Ondine, 13, stopped buying fast-fashion after watching "The True Cost"

PARIS — “I love the idea that my thrifted worker’s pants may have previously belonged to someone named Gerard.”

This sentence was uttered by Emilie, one of the seven young fashion aficionados interviewed in “Radical Fashion Kids,” a 15-minute documentary produced by the Institut Français de la Mode, which was unveiled on Wednesday during the Fashion Reboot conference, a day of talks dealing with the fashion industry’s current challenges.

“Radical Fashion Kids” featured a range of Gen Zers, from 13-year-old Ondine, who stopped buying fast fashion after watching the documentary “The True Cost” to 19-year-old Peter, who doesn’t see the point of brick-and-mortar stores as he can scroll through resale platforms on his phone in bed. Their interviews drove home a key point: The secondhand market is stronger than ever.

According to IFM teacher Thomas Delattre, 40 percent of French consumers bought at least one secondhand item in 2019, up from 30 percent in 2018 and 15 percent in 2009. “This is true across all socio-professional categories and touches both men and woman equally,” he told the audience during a presentation named “Re-consuming: New Needs, New Strategies,” based on a study of French consumers led by the IFM.

The point of the video was to illustrate how a handful of young trendsetters — despite still being in school, 17-year-old Pierre-Louis is a full-fledged influencer with nearly 20,000 followers — represent a radical transformation of consumer behavior.

Three factors are key within this evolution: Consumer behavior changes a lot faster today than it did 10 years ago, thanks to a wider access to information; in some cases it can be irreversible, shifting the consumer’s approach to fashion for good, and it is driven by an urgent need for transparency. Seventy-eight percent of the consumers interrogated in the study look at the origin of a fashion item before purchase, while a whopping 85 percent voiced their wish for more transparency from brands when it comes to pricing.

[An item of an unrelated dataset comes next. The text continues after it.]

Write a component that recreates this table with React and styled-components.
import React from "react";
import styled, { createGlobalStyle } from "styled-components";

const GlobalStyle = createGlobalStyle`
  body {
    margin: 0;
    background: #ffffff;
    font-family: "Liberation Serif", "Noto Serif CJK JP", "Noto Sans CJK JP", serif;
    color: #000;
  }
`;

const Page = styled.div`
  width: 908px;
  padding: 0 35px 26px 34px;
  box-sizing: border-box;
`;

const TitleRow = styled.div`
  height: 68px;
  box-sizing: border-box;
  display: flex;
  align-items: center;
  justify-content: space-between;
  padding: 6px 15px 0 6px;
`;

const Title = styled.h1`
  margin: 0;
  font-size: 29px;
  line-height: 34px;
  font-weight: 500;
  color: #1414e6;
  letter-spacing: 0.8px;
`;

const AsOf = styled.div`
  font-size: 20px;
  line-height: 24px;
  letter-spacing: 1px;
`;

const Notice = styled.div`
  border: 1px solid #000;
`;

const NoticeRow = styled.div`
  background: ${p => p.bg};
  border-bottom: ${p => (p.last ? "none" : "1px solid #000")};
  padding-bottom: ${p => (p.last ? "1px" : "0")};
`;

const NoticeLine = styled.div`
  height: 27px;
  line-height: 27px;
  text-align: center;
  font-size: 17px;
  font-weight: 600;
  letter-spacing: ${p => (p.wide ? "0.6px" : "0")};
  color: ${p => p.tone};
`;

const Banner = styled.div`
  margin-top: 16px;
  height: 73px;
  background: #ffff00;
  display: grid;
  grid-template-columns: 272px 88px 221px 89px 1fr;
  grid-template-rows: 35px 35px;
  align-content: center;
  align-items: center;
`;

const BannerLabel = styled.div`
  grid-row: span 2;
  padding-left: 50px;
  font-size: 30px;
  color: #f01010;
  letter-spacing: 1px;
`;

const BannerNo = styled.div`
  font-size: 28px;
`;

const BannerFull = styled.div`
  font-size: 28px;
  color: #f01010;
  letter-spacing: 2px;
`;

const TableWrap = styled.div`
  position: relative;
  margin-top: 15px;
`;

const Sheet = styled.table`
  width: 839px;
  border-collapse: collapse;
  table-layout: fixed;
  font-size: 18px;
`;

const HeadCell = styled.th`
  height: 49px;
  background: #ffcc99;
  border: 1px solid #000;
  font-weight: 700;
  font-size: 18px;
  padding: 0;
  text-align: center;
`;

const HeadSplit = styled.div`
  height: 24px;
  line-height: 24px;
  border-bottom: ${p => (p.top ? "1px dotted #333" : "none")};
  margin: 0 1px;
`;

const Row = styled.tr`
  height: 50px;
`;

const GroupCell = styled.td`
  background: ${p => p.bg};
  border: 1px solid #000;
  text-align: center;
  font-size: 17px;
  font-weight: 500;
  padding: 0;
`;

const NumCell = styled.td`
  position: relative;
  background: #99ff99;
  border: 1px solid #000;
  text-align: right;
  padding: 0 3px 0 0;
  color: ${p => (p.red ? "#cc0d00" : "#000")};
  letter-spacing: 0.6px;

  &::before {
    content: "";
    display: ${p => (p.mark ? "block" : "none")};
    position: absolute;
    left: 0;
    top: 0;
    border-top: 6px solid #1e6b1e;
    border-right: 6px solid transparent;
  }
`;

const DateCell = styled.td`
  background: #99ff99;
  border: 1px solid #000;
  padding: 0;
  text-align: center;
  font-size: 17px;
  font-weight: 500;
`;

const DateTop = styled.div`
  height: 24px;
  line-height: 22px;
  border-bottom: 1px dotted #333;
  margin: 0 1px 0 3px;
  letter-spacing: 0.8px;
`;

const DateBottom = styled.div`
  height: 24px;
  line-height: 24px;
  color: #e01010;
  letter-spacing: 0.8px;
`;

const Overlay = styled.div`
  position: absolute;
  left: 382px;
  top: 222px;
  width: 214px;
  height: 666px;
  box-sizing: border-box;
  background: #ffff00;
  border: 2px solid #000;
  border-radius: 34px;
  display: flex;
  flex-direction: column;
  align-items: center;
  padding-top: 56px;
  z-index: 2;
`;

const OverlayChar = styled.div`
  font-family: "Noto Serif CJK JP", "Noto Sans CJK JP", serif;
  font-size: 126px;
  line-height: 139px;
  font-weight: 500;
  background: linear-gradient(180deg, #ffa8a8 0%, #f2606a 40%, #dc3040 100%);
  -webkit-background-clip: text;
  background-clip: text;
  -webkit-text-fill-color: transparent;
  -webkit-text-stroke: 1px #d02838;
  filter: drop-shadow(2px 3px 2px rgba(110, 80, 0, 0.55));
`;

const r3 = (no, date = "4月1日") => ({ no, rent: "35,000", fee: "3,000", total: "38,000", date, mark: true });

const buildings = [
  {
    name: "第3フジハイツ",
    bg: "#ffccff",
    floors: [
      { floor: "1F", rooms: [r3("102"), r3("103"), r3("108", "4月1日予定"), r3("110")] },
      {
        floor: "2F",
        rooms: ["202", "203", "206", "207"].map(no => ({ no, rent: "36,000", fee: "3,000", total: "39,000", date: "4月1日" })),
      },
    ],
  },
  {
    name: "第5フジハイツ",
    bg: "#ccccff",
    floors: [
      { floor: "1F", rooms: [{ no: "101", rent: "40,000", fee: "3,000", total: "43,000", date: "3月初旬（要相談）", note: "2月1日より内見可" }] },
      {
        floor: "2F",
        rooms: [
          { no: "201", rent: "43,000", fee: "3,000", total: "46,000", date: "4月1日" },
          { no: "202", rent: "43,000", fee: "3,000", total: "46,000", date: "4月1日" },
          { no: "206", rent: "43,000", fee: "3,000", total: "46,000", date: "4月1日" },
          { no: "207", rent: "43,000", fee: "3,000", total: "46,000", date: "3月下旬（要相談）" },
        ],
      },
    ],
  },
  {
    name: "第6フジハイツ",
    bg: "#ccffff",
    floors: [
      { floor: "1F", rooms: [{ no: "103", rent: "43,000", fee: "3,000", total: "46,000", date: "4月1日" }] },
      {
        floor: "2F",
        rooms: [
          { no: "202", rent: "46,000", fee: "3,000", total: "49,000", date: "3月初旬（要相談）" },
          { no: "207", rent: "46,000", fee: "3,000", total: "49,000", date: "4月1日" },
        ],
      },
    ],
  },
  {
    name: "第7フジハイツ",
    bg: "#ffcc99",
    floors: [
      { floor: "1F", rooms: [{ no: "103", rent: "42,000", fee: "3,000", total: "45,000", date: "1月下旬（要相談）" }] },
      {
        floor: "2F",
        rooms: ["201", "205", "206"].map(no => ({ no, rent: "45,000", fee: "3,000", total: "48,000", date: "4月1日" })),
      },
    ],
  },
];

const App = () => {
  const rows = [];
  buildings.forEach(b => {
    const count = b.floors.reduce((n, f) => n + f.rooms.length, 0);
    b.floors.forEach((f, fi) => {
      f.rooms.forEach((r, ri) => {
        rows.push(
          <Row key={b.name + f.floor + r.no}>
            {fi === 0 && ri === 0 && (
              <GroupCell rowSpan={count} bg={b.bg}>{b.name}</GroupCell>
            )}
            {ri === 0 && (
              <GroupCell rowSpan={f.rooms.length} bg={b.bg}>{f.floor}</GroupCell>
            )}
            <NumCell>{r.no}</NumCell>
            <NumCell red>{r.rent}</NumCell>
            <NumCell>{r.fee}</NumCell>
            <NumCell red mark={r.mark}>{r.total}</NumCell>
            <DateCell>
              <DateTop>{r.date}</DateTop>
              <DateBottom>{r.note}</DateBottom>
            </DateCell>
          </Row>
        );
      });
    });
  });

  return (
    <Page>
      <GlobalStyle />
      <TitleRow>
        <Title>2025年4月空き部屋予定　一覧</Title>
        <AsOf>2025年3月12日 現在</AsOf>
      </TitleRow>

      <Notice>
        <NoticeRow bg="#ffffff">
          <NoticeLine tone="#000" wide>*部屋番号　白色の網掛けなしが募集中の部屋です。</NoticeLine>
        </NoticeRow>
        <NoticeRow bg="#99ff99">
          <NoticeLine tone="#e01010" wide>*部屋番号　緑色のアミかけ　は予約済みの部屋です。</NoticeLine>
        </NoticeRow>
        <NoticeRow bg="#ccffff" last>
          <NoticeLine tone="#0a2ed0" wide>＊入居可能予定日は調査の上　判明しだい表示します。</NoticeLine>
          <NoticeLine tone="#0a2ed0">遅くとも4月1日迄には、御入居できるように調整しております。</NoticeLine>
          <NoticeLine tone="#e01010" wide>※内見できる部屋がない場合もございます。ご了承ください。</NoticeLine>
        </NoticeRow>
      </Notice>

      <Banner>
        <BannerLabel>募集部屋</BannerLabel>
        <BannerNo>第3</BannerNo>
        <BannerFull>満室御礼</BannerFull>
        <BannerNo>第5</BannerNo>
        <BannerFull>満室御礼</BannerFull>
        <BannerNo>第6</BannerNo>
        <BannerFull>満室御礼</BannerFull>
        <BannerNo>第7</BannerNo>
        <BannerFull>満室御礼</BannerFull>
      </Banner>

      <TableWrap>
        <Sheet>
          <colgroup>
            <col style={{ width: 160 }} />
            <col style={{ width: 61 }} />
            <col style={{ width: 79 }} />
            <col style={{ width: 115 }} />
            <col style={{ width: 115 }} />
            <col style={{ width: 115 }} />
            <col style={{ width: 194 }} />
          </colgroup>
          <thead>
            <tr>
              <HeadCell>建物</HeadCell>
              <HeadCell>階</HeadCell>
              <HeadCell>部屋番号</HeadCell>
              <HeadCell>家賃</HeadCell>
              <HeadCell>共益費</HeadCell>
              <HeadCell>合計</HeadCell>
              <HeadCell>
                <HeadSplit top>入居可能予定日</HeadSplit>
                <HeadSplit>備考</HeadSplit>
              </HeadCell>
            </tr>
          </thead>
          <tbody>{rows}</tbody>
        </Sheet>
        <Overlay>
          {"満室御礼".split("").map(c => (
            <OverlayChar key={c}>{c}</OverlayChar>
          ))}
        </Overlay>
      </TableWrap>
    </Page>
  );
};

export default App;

For Delattre, all this explains why consumers are a lot more proactive in their shopping habits. He quoted a line from the documentary — “I started thrifting because I was fed up of feeling like clothes were coming to me instead of me going toward them,” said Emilie — adding that in 2019, 31 percent of French consumers sold at least one item of clothing on the secondhand market.

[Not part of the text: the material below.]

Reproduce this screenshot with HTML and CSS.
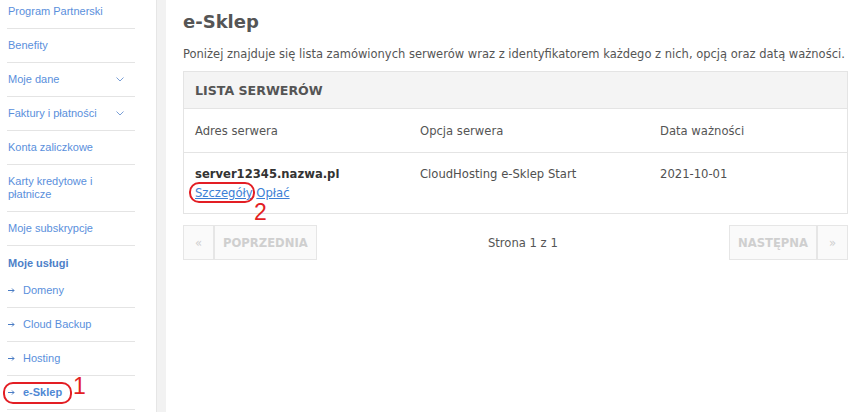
FILE: index.html
```html
<!DOCTYPE html>
<html lang="pl">
<head>
<meta charset="utf-8">
<title>e-Sklep</title>
<link rel="stylesheet" href="styles.css">
</head>
<body>
<div class="layout">
  <aside class="sidebar">
    <ul class="nav">
      <li class="nav-item"><a href="#">Program Partnerski</a></li>
      <li class="nav-item"><a href="#">Benefity</a></li>
      <li class="nav-item"><a href="#">Moje dane</a><svg class="chev" width="8" height="5" viewBox="0 0 8 5"><path d="M0.5 0.5 L4 4 L7.5 0.5" fill="none" stroke="#7a9fd6" stroke-width="1"/></svg></li>
      <li class="nav-item"><a href="#">Faktury i płatności</a><svg class="chev" width="8" height="5" viewBox="0 0 8 5"><path d="M0.5 0.5 L4 4 L7.5 0.5" fill="none" stroke="#7a9fd6" stroke-width="1"/></svg></li>
      <li class="nav-item"><a href="#">Konta zaliczkowe</a></li>
      <li class="nav-item"><a href="#">Karty kredytowe i<br>płatnicze</a></li>
      <li class="nav-item"><a href="#">Moje subskrypcje</a></li>
      <li class="nav-head">Moje usługi</li>
      <li class="nav-item sub"><svg class="arr" width="7" height="5" viewBox="0 0 7 5"><path d="M0 2.5 H6 M4 0.5 L6 2.5 L4 4.5" fill="none" stroke="#4a7cc4" stroke-width="1"/></svg><a href="#">Domeny</a></li>
      <li class="nav-item sub"><svg class="arr" width="7" height="5" viewBox="0 0 7 5"><path d="M0 2.5 H6 M4 0.5 L6 2.5 L4 4.5" fill="none" stroke="#4a7cc4" stroke-width="1"/></svg><a href="#">Cloud Backup</a></li>
      <li class="nav-item sub"><svg class="arr" width="7" height="5" viewBox="0 0 7 5"><path d="M0 2.5 H6 M4 0.5 L6 2.5 L4 4.5" fill="none" stroke="#4a7cc4" stroke-width="1"/></svg><a href="#">Hosting</a></li>
      <li class="nav-item sub active"><svg class="arr" width="7" height="5" viewBox="0 0 7 5"><path d="M0 2.5 H6 M4 0.5 L6 2.5 L4 4.5" fill="none" stroke="#4a7cc4" stroke-width="1"/></svg><a href="#">e-Sklep</a>
        <span class="mark mark-1"></span><span class="num num-1">1</span></li>
    </ul>
  </aside>
  <div class="strip"></div>
  <main class="main">
    <h1 class="title">e-Sklep</h1>
    <p class="desc">Poniżej znajduje się lista zamówionych serwerów wraz z identyfikatorem każdego z nich, opcją oraz datą ważności.</p>
    <section class="box">
      <div class="box-head">LISTA SERWERÓW</div>
      <div class="row row-head">
        <div class="c1">Adres serwera</div>
        <div class="c2">Opcja serwera</div>
        <div class="c3">Data ważności</div>
      </div>
      <div class="row row-data">
        <div class="c1">
          <div class="srv">server12345.nazwa.pl</div>
          <div class="links"><a href="#" class="lnk">Szczegóły</a> <a href="#" class="lnk">Opłać</a>
            <span class="mark mark-2"></span><span class="num num-2">2</span></div>
        </div>
        <div class="c2">CloudHosting e-Sklep Start</div>
        <div class="c3">2021-10-01</div>
      </div>
    </section>
    <nav class="pager">
      <div class="pg-group">
        <span class="pg-btn pg-arrow">«</span><span class="pg-btn">POPRZEDNIA</span>
      </div>
      <div class="pg-info">Strona 1 z 1</div>
      <div class="pg-group">
        <span class="pg-btn">NASTĘPNA</span><span class="pg-btn pg-arrow">»</span>
      </div>
    </nav>
  </main>
</div>
</body>
</html>
```
FILE: styles.css
```css
* { box-sizing: border-box; }
html, body { margin: 0; padding: 0; background: #fff; }
body { font-family: "DejaVu Sans", Verdana, sans-serif; color: #505050; overflow: hidden; }

.layout { display: flex; height: 412px; }

.sidebar { width: 156px; padding-left: 7px; flex: none; }
.nav { list-style: none; margin: -5px 0 0 0; padding: 0; width: 128px; font-family: "Liberation Sans", Arial, sans-serif; font-size: 11px; }
.nav-item { position: relative; display: flex; align-items: center; padding: 10px 8px 10px 1px; line-height: 13px; border-bottom: 1px solid #e4e4e4; }
.nav-item a { color: #5a8fdc; text-decoration: none; }
.chev { margin-left: auto; margin-right: 3px; }
.nav-head { padding: 11px 1px 4px; line-height: 13px; font-weight: bold; color: #4d80c8; }
.nav-item.sub a { margin-left: 8px; }
.arr { flex: none; }
.nav-item.active a { font-weight: bold; color: #4f88d4; }

.strip { width: 10px; flex: none; background: #f2f2f2; border-left: 1px solid #e6e6e6; }

.main { flex: 1; min-width: 0; padding: 10px 7px 0 17px; }
.title { margin: 0; font-size: 18px; line-height: 24px; font-weight: bold; color: #555; }
.desc { margin: 12px 0 9px; font-size: 11.5px; line-height: 16px; color: #555; white-space: nowrap; }

.box { border: 1px solid #e4e4e4; }
.box-head { height: 37px; display: flex; align-items: center; padding-left: 11px; background: #f4f4f4; border-bottom: 1px solid #e4e4e4; font-size: 12.6px; font-weight: bold; color: #555; }
.row { display: flex; padding-left: 11px; font-size: 11.6px; }
.row-head { height: 44px; align-items: center; border-bottom: 1px solid #e4e4e4; color: #555; padding-top: 1px; }
.row-data { padding-top: 12px; padding-bottom: 10px; line-height: 19px; color: #505050; align-items: flex-start; }
.c1 { width: 225px; }
.c2 { width: 240px; }
.c3 { flex: 1; }
.srv { font-weight: bold; color: #333; }
.links { position: relative; }
.lnk { color: #3d7fd6; text-decoration: underline; }

.pager { display: flex; align-items: center; margin-top: 11px; height: 35px; }
.pg-group { display: flex; height: 35px; }
.pg-btn { display: flex; align-items: center; justify-content: center; height: 35px; padding: 0 8px; border: 1px solid #e6e6e6; background: #fafafa; color: #cfcfcf; font-size: 11.6px; font-weight: bold; }
.pg-arrow { width: 31px; padding: 0; font-weight: normal; }
.pg-info { flex: 1; text-align: center; font-size: 11.6px; color: #555; }

.mark { position: absolute; border: 2px solid #e31e24; border-radius: 10px; pointer-events: none; }
.num { position: absolute; color: #e31e24; font-family: "Liberation Sans", Arial, sans-serif; font-size: 23px; line-height: 23px; }
.mark-1 { left: -4px; top: 6px; width: 69px; height: 22px; }
.num-1 { left: 66px; top: -1px; }
.mark-2 { left: -6px; top: -2px; width: 66px; height: 21px; }
.num-2 { left: 59px; top: 17px; }
```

“It’s a completely new phenomenon that was made possible by the fact that the market has shifted to a digital model,” he explained, citing Vinted — a resale app known for its absence of commission and its Millennial-friendly interface that was mentioned by each of the seven youths in the documentary — Depop, Vestiaire Collective and French secondhand marketplace Le Bon Coin as popular options.

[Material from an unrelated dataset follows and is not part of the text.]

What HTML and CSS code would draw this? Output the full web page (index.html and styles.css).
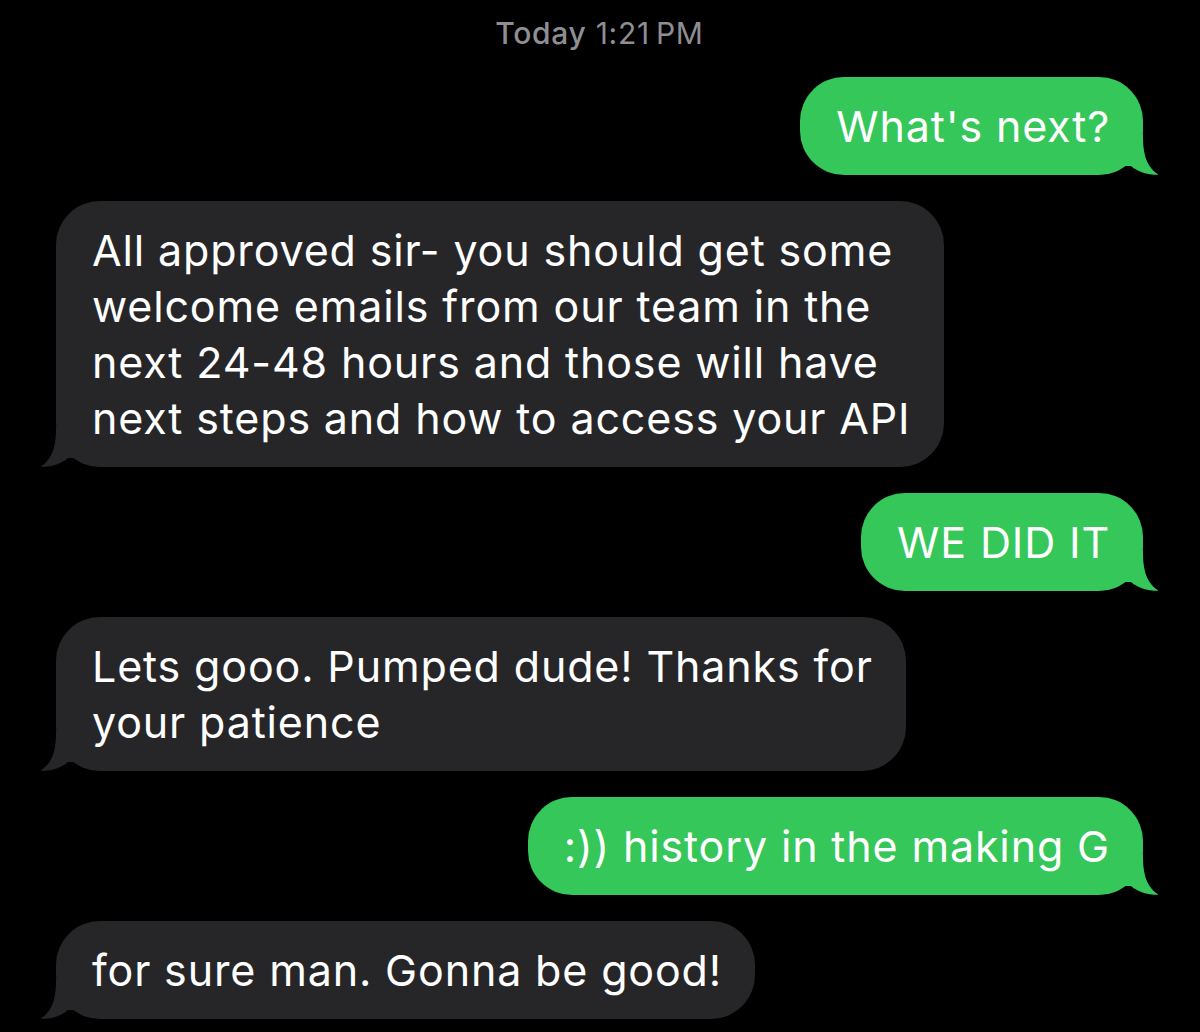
FILE: index.html
```html
<!DOCTYPE html>
<html lang="en">
<head>
<meta charset="utf-8">
<title>Messages</title>
<link rel="stylesheet" href="styles.css">
</head>
<body>
<div class="thread">
  <div class="stamp"><span class="stamp-day">Today</span> 1:21&#8239;PM</div>

  <div class="row sent">
    <div class="bubble">What's next?<svg class="tail" viewBox="0 0 36 42" width="36" height="42"><path d="M0 0 L20 0 L20 4 C20 24 26 35 35.5 40.5 C25 41.5 15 38 8 32 L0 32 Z"/></svg></div>
  </div>

  <div class="row received">
    <div class="bubble">All approved sir- you should get some<br>welcome emails from our team in the<br>next 24-48 hours and those will have<br>next steps and how to access your API<svg class="tail" viewBox="0 0 36 42" width="36" height="42"><path d="M0 0 L20 0 L20 4 C20 24 26 35 35.5 40.5 C25 41.5 15 38 8 32 L0 32 Z"/></svg></div>
  </div>

  <div class="row sent">
    <div class="bubble">WE DID IT<svg class="tail" viewBox="0 0 36 42" width="36" height="42"><path d="M0 0 L20 0 L20 4 C20 24 26 35 35.5 40.5 C25 41.5 15 38 8 32 L0 32 Z"/></svg></div>
  </div>

  <div class="row received">
    <div class="bubble">Lets gooo. Pumped dude! Thanks for<br>your patience<svg class="tail" viewBox="0 0 36 42" width="36" height="42"><path d="M0 0 L20 0 L20 4 C20 24 26 35 35.5 40.5 C25 41.5 15 38 8 32 L0 32 Z"/></svg></div>
  </div>

  <div class="row sent">
    <div class="bubble">:)) history in the making G<svg class="tail" viewBox="0 0 36 42" width="36" height="42"><path d="M0 0 L20 0 L20 4 C20 24 26 35 35.5 40.5 C25 41.5 15 38 8 32 L0 32 Z"/></svg></div>
  </div>

  <div class="row received">
    <div class="bubble">for sure man. Gonna be good!<svg class="tail" viewBox="0 0 36 42" width="36" height="42"><path d="M0 0 L20 0 L20 4 C20 24 26 35 35.5 40.5 C25 41.5 15 38 8 32 L0 32 Z"/></svg></div>
  </div>
</div>
</body>
</html>
```

FILE: styles.css
```css
html, body {
  margin: 0;
  padding: 0;
  background: #000;
}

body {
  font-family: "Inter", "Liberation Sans", sans-serif;
  color: #fff;
  width: 1200px;
  height: 1032px;
  overflow: hidden;
}

.thread {
  display: flex;
  flex-direction: column;
  gap: 26px;
  padding: 15px 57px 0 56px;
}

.stamp {
  text-align: center;
  color: #8e8e93;
  font-size: 30px;
  line-height: 36px;
  letter-spacing: 0.7px;
}

.stamp-day {
  font-weight: 500;
}

.row {
  display: flex;
}

.row.sent {
  justify-content: flex-end;
}

.row.received {
  justify-content: flex-start;
}

.bubble {
  position: relative;
  font-size: 43px;
  line-height: 56px;
  padding: 21px 33px 21px 36px;
  border-radius: 44px;
  letter-spacing: 0.85px;
  white-space: nowrap;
}

.sent .bubble {
  background: #35c759;
}

.received .bubble {
  background: #262628;
}

.tail {
  position: absolute;
  bottom: -1px;
  display: block;
}

.sent .tail {
  right: -16px;
  fill: #35c759;
}

.received .tail {
  left: -16px;
  transform: scaleX(-1);
  fill: #262628;
}
```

Pierre-Louis, 17, is also featured in “Radical Fashion Kids.”  Screenshot of IFM documentary "Radical Fashion Kids"

According to the study, reselling fashion items gives consumers more financial autonomy, pushes them to think about the resale potential of an item before purchase and contributes to the idea of digital entertainment. “The consumer enjoys hunting for an item, looking out for the rare piece or the good deal,” said Delattre. “It’s something retailers aren’t used to: The consumer takes his time, because the game is truly addictive.”

The thrill of online reselling has its downfalls: Around 65 percent of items sold on Vestiaire Collective are brand new or barely worn, a figure that elicited an audible gasp from the audience.

“We started Vestiaire Collective 10 years ago based on a simple idea: We only wear 40 percent of our wardrobe, and the remaining 60 percent goes to waste,” said Sophie Hersan, cofounder of the resale platform, who took part in a roundtable on the secondhand market alongside Jacques Grimont, national administrator for the Red Cross and Antoine Jouteau, chief executive officer of Le Bon Coin.

“But the market became mature three years ago; there was a real boom,” she continued. “There has been an explosion of platforms and data in the last 10 years, but all of it was driven by the consumer: He has evolved faster than the market itself.”

Hersan quoted the joint study Vestiaire Collective published with Boston Consulting Group in October: The pre-owned market is set to grow around 12 percent a year, outpacing luxury industry growth to reach a 9 percent share of the personal luxury goods market, according to estimates. “The secondhand market is expected to double in the next five years, and will be three times bigger than the fast-fashion market,” she added.

Despite consumers being driven by a desire for more responsible ways of consuming — the IFM study also mentioned “köpskam,” the Swedish term used to describe the shame felt when buying new items — price remains the number-one driver of the secondhand market. Seventy-five percent of French consumers named a lower price as the biggest motivator behind a preworn purchase, while sustainable ideals lagged at 43 percent.

That doesn’t mean that sustainability doesn’t weigh on consumer needs. The IFM study stated durable fashion — meaning organic or recycled fibers as well as “Made in France” products — brought in 7 billion euros revenue in 2019, a hefty 15 percent of global fashion revenue, which totaled 47 billion euros.

“There is a tendency to think that it’s a recent market, but the figures show that it is already pretty solid,” said Delattre.